The early stage of bacterial genome-reductive evolution in the host

The equine-associated obligate pathogen Burkholderia mallei was developed by reductive evolution involving a substantial portion of the genome from Burkholderia pseudomallei, a free-living opportunistic pathogen. With its short history of divergence (∼3.5 myr), B. mallei provides an excellent resource to study the early steps in bacterial genome reductive evolution in the host. By examining 20 genomes of B. mallei and B. pseudomallei, we found that stepwise massive expansion of IS (insertion sequence) elements ISBma1, ISBma2, and IS407A occurred during the evolution of B. mallei. Each element proliferated through the sites where its target selection preference was met. Then, ISBma1 and ISBma2 contributed to the further spread of IS407A by providing secondary insertion sites. This spread increased genomic deletions and rearrangements, which were predominantly mediated by IS407A. There were also nucleotide-level disruptions in a large number of genes. However, no significant signs of erosion were yet noted in these genes. Intriguingly, all these genomic modifications did not seriously alter the gene expression patterns inherited from B. pseudomallei. This efficient and elaborate genomic transition was enabled largely through the formation of the highly flexible IS-blended genome and the guidance by selective forces in the host. The detailed IS intervention, unveiled for the first time in this study, may represent the key component of a general mechanism for early bacterial evolution in the host.

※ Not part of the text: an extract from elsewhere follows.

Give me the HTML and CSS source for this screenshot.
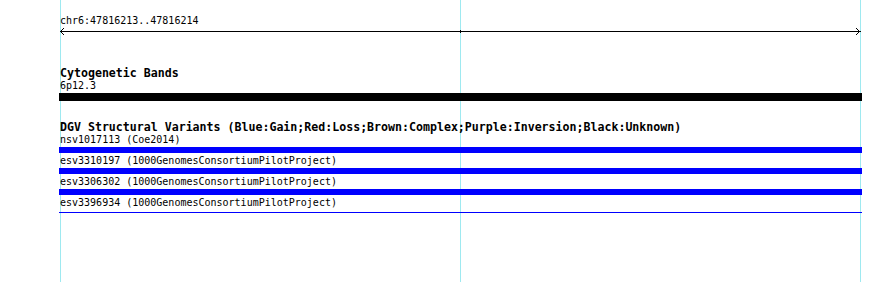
FILE: index.html
```html
<!DOCTYPE html>
<html lang="en">
<head>
    <meta charset="UTF-8">
    <title>chr6:47816213..47816214</title>
    <link rel="stylesheet" href="styles.css">
</head>
<body>
    <div class="tracks">
        <div class="ruler">
            <div class="item-label">chr6:47816213..47816214</div>
            <svg class="ruler-line" width="803" height="9" viewBox="0 0 803 9">
                <rect x="1" y="4" width="801" height="1" fill="#000"/>
                <polyline points="5,1 1.5,4.5 5,8" fill="none" stroke="#000" stroke-width="1"/>
                <polyline points="797,1 800.5,4.5 797,8" fill="none" stroke="#000" stroke-width="1"/>
                <rect x="401" y="3" width="1" height="3" fill="#000"/>
            </svg>
        </div>

        <div class="track">
            <h3 class="track-title">Cytogenetic Bands</h3>
            <div class="item-label">6p12.3</div>
            <div class="band"></div>
        </div>

        <div class="track dgv">
            <h3 class="track-title">DGV Structural Variants (Blue:Gain;Red:Loss;Brown:Complex;Purple:Inversion;Black:Unknown)</h3>
            <div class="item">
                <div class="item-label">nsv1017113 (Coe2014)</div>
                <div class="variant"></div>
            </div>
            <div class="item">
                <div class="item-label">esv3310197 (1000GenomesConsortiumPilotProject)</div>
                <div class="variant"></div>
            </div>
            <div class="item">
                <div class="item-label">esv3306302 (1000GenomesConsortiumPilotProject)</div>
                <div class="variant"></div>
            </div>
            <div class="item">
                <div class="item-label">esv3396934 (1000GenomesConsortiumPilotProject)</div>
                <div class="variant thin"></div>
            </div>
        </div>
    </div>
</body>
</html>
```

FILE: styles.css
```css
body {
    margin: 0;
    height: 282px;
    font-family: "DejaVu Sans Mono", "Liberation Mono", monospace;
    color: #000;
    background-color: #fff;
    /* guide lines at the ruler ticks */
    background-image:
        linear-gradient(#9ee9f0, #9ee9f0),
        linear-gradient(#9ee9f0, #9ee9f0),
        linear-gradient(#9ee9f0, #9ee9f0);
    background-size: 1px 100%;
    background-position: 60px 0, 460px 0, 860px 0;
    background-repeat: no-repeat;
}

.tracks {
    margin-left: 59px;
    width: 803px;
    padding-top: 14px;
}

.item-label {
    font-size: 10px;
    line-height: 12px;
    padding-top: 1px;
    padding-left: 1px;
    white-space: nowrap;
}

.ruler-line {
    display: block;
}

.track {
    margin-top: 31px;
}

.track.dgv {
    margin-top: 20px;
}

.track-title {
    margin: 0;
    padding-top: 1px;
    padding-left: 1px;
    font-size: 11.6px;
    line-height: 11px;
    font-weight: bold;
    white-space: nowrap;
}

.band {
    height: 8px;
    margin-top: 1px;
    background: #000;
}

.item {
    height: 21px;
}

.variant {
    height: 6px;
    margin-top: 1px;
    background: #0000ff;
}

.variant.thin {
    height: 1px;
    margin-top: 3px;
}
```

Author Summary It has been known for some time that bacteria undergo genome-reduction when they transition from a free-living state to a constantly host-restricted state. High levels of IS element expansion were also found in these bacteria, and the IS elements were suggested to play a role in genome reductive evolution. Here we provide evidence for stepwise IS actions as the exclusive mechanism that mediates bacterial genomic changes during the early stage of constant host-bacterial association, by unveiling the processes that resulted in the development of B. mallei genome. We show the details of the multi-level interplay of IS elements, which facilitate the wide spread of the IS copies, and the overall mechanics in genome reduction and rearrangement. These processes appeared to operate as chain reactions mediating elaborate genomic transition, without seriously affecting the original gene expression patterns. The absence of differential gene expression in the resulting genome suggests that changes in transcriptional regulation that are often observed in other old bacterial genomes may take place subsequent to the IS-mediated steps, along with gradual nucleotide-level changes.